Nonfragile asynchronous control for uncertain chaotic Lurie network systems with Bernoulli stochastic process

• Published in: International journal of robust and nonlinear control Vol. 28; no. 5; pp. 1693 - 1714
• Main Authors: Shi, Kaibo, Tang, Yuanyan, Zhong, Shouming, Yin, Chun, Huang, Xuegang, Wang, Wenqin
• Format: Journal Article
• Language: English
• Published: Bognor Regis Wiley Subscription Services, Inc 25.03.2018
• Subjects: Bernoulli stochastic process; Cellular communication; chaotic network systems; Computer simulation; Controllers; Derivatives; Inequalities; Integrals; Neural networks; nonfragile robust control; Nonlinear control; Numerical methods; Parameter uncertainty; parameters uncertainties; proportional‐derivative asynchronous control; Robust control; Robustness (mathematics); Stochastic models; Synchronism; Variations
• ISSN: 1049-8923; 1099-1239
• DOI: 10.1002/rnc.3980

Summary This paper proposes a novel nonfragile robust asynchronous control scheme for master‐slave uncertain chaotic Lurie network systems with randomly occurring time‐varying parameter uncertainties and controller gain fluctuation.
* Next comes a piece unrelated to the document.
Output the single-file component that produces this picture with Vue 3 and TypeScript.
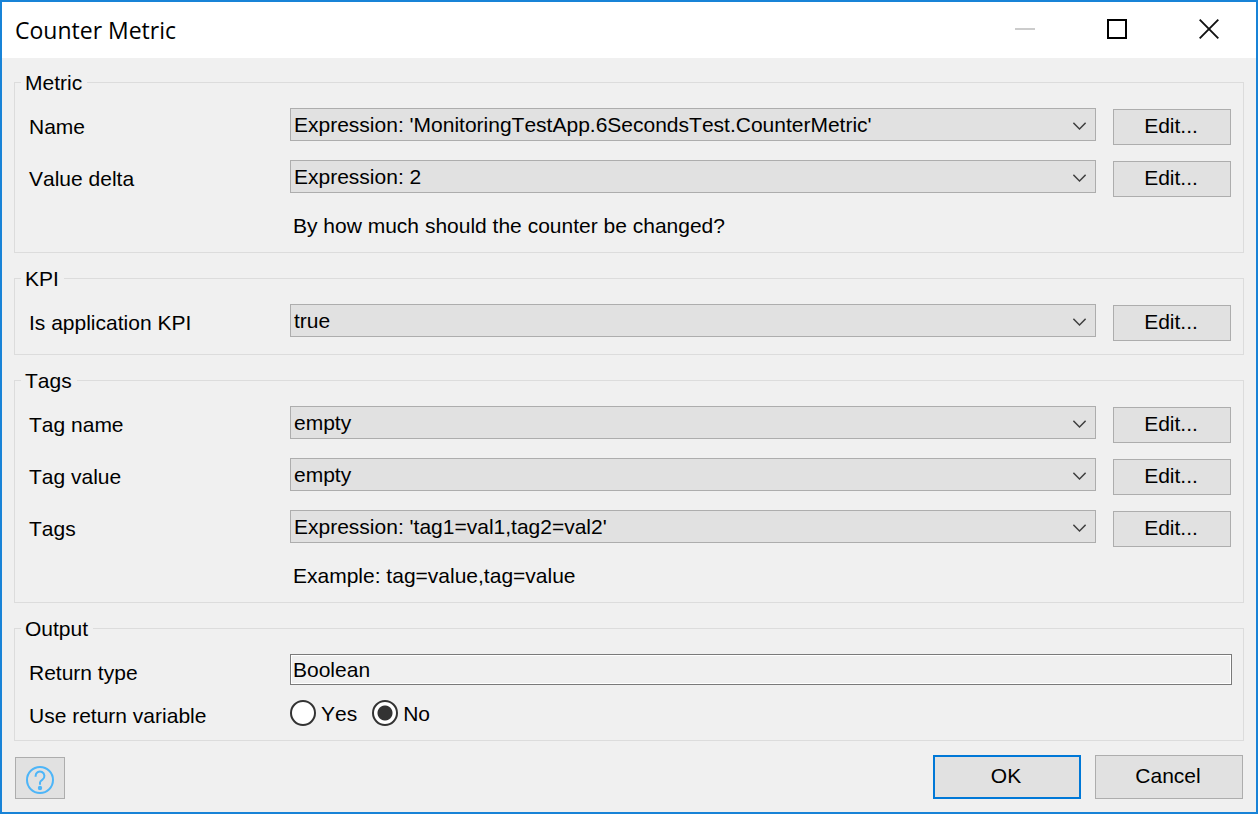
<script setup lang="ts">
import { ref } from 'vue'

interface Field {
  id: string
  label: string
  value: string
  options: string[]
}

interface Group {
  title: string
  fields: Field[]
  hint?: string
}

const groups = ref<Group[]>([
  {
    title: 'Metric',
    fields: [
      {
        id: 'name',
        label: 'Name',
        value: "Expression: 'MonitoringTestApp.6SecondsTest.CounterMetric'",
        options: ["Expression: 'MonitoringTestApp.6SecondsTest.CounterMetric'"],
      },
      { id: 'delta', label: 'Value delta', value: 'Expression: 2', options: ['Expression: 2'] },
    ],
    hint: 'By how much should the counter be changed?',
  },
  {
    title: 'KPI',
    fields: [{ id: 'kpi', label: 'Is application KPI', value: 'true', options: ['true', 'false'] }],
  },
  {
    title: 'Tags',
    fields: [
      { id: 'tag-name', label: 'Tag name', value: 'empty', options: ['empty'] },
      { id: 'tag-value', label: 'Tag value', value: 'empty', options: ['empty'] },
      {
        id: 'tags',
        label: 'Tags',
        value: "Expression: 'tag1=val1,tag2=val2'",
        options: ["Expression: 'tag1=val1,tag2=val2'", 'empty'],
      },
    ],
    hint: 'Example: tag=value,tag=value',
  },
])

const useReturn = ref<'yes' | 'no'>('no')
</script>

<template>
  <form class="window" @submit.prevent>
    <header class="titlebar">
      <h1 class="title">Counter Metric</h1>
      <div class="caption-buttons">
        <button type="button" class="caption" aria-label="Minimize" disabled>
          <svg width="20" height="20" viewBox="0 0 20 20"><path d="M0 10H20" stroke="#ccc" stroke-width="2" /></svg>
        </button>
        <button type="button" class="caption" aria-label="Maximize">
          <svg width="20" height="20" viewBox="0 0 20 20">
            <rect x="1" y="1" width="18" height="18" fill="none" stroke="#000" stroke-width="2" />
          </svg>
        </button>
        <button type="button" class="caption" aria-label="Close">
          <svg width="20" height="20" viewBox="0 0 20 20">
            <path d="M.7.7 19.3 19.3M19.3.7.7 19.3" stroke="#111" stroke-width="1.9" />
          </svg>
        </button>
      </div>
    </header>

    <main class="content">
      <fieldset v-for="group in groups" :key="group.title" class="group">
        <legend>{{ group.title }}</legend>
        <div class="rows">
          <div v-for="field in group.fields" :key="field.id" class="row">
            <label class="label" :for="field.id">{{ field.label }}</label>
            <div class="combo">
              <select :id="field.id" v-model="field.value">
                <option v-for="option in field.options" :key="option">{{ option }}</option>
              </select>
              <svg class="chevron" width="13" height="8" viewBox="0 0 13 8">
                <path d="M.4.8 6.5 7 12.6.8" fill="none" stroke="#404040" stroke-width="1.4" />
              </svg>
            </div>
            <button type="button" class="button edit" :aria-label="`Edit ${field.label}`">Edit...</button>
          </div>
          <p v-if="group.hint" class="hint">{{ group.hint }}</p>
        </div>
      </fieldset>

      <fieldset class="group output">
        <legend>Output</legend>
        <div class="rows">
          <div class="row">
            <label class="label" for="return-type">Return type</label>
            <input id="return-type" class="readonly" type="text" value="Boolean" readonly />
          </div>
          <div class="row" role="radiogroup" aria-labelledby="use-return">
            <span id="use-return" class="label">Use return variable</span>
            <div class="radios">
              <label class="radio"><input v-model="useReturn" type="radio" name="use-return" value="yes" />Yes</label>
              <label class="radio"><input v-model="useReturn" type="radio" name="use-return" value="no" />No</label>
            </div>
          </div>
        </div>
      </fieldset>
    </main>

    <footer class="footer">
      <button type="button" class="button help" aria-label="Help">
        <svg width="28" height="28" viewBox="0 0 28 28" fill="none" stroke="#4db5f8" stroke-width="2">
          <circle cx="14" cy="14" r="13" />
          <path d="M9.600 10.800V10A4.400 4.400 0 1 1 16.600 13.500C14.800 14.700 14 15.200 14 16.600V18.800" />
          <circle cx="14" cy="22" r="2.200" fill="#4db5f8" stroke="none" />
        </svg>
      </button>
      <div class="actions">
        <button type="submit" class="button action primary">OK</button>
        <button type="button" class="button action">Cancel</button>
      </div>
    </footer>
  </form>
</template>

<style>
body {
  margin: 0;
}
</style>

<style scoped>
.window,
.window * {
  box-sizing: border-box;
}

.window {
  display: flex;
  flex-direction: column;
  min-height: 100vh;
  border: 2px solid #1883d7;
  background: #f0f0f0;
  color: #000;
  font: 21px/25px "Liberation Sans", Arial, sans-serif;
  font-kerning: none;
}

button,
select,
input {
  margin: 0;
  font: inherit;
  font-kerning: none;
  color: inherit;
}

.titlebar {
  display: flex;
  align-items: center;
  justify-content: space-between;
  height: 56px;
  padding: 0 1px 0 13px;
  background: #fff;
}

.title {
  margin: 0;
  font: 400 23px/30px "Open Sans", "Noto Sans", sans-serif;
}

.caption-buttons {
  display: flex;
  height: 54px;
  align-self: flex-start;
}

.caption {
  display: flex;
  align-items: center;
  justify-content: center;
  width: 92px;
  padding: 0;
  border: 0;
  background: none;
}

.content {
  display: flex;
  flex-direction: column;
  gap: 13px;
  padding: 12px;
}

.group {
  min-width: 0;
  margin: 0;
  padding: 13px 12px 13px 6px;
  border: 1px solid #dcdcdc;
}

legend {
  padding: 0 5px 0 4px;
}

.rows {
  display: flex;
  flex-direction: column;
  gap: 15px;
  padding-left: 8px;
}

.row {
  display: flex;
  align-items: flex-start;
  min-height: 37px;
}

.label {
  flex: 0 0 261px;
  line-height: 37px;
}

.combo {
  position: relative;
  flex: 1;
  min-width: 0;
}

.combo select {
  display: block;
  width: 100%;
  height: 33px;
  padding: 0 32px 0 3px;
  border: 1px solid #adadad;
  border-radius: 0;
  background: #e1e1e1;
  appearance: none;
}

.chevron {
  position: absolute;
  top: 14px;
  right: 10px;
  pointer-events: none;
}

.button {
  display: flex;
  align-items: center;
  justify-content: center;
  padding: 0 2px 4px 0;
  border: 1px solid #adadad;
  background: #e1e1e1;
}

.edit {
  width: 118px;
  height: 36px;
  margin: 1px 0 0 17px;
}

.hint {
  margin: 0 0 0 264px;
  line-height: 27px;
}

.output {
  padding-right: 11px;
  padding-bottom: 6px;
}

.output .rows {
  gap: 6px;
}

.readonly {
  flex: 1;
  min-width: 0;
  height: 31px;
  padding: 0 2px;
  border: 1px solid #7a7a7a;
  border-radius: 0;
  background: #f0f0f0;
  box-shadow: inset 0 0 0 1px #fff;
}

.radios {
  display: flex;
  gap: 15px;
}

.radio {
  display: flex;
  align-items: center;
  gap: 5px;
  height: 32px;
}

.radio input {
  width: 26px;
  height: 26px;
  border: 2px solid #333;
  border-radius: 50%;
  background: #fff;
  appearance: none;
}

.radio input:checked {
  background: radial-gradient(circle, #333 7px, #fff 8px);
}

.footer {
  display: flex;
  align-items: flex-end;
  justify-content: space-between;
  padding: 2px 13px 13px;
}

.help {
  width: 50px;
  height: 42px;
  padding: 4px 0 0;
}

.actions {
  display: flex;
  gap: 14px;
}

.action {
  width: 148px;
  height: 44px;
}

.primary {
  border: 2px solid #0078d7;
}
</style>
The asynchronous phenomenon occurs between the system modes and the controller modes. In order to consider a more realistic situation in designing a reliable proportional‐derivative controller, Bernoulli stochastic process and memory feedback are introduced to the concept of nonlinear control system. First, by taking full advantage of the additional derivative state term and variable multiple integral terms, a newly augmented Lyapunov‐Krasovskii functional is constructed via an adjustable parameter. Second, based on new integral inequalities including almost all of the existing integral inequalities, which can produce more accurate bounds with more orthogonal polynomials considered, less conservative synchronization criteria are obtained. Third, a desired nonfragile estimator controller is achieved under the aforementioned methods. Finally, 4 numerical simulation examples of Chua's circuit and 3‐cell cellular neural network with multiscroll chaotic attractors are presented to illustrate the effectiveness and advantages of the proposed theoretical results.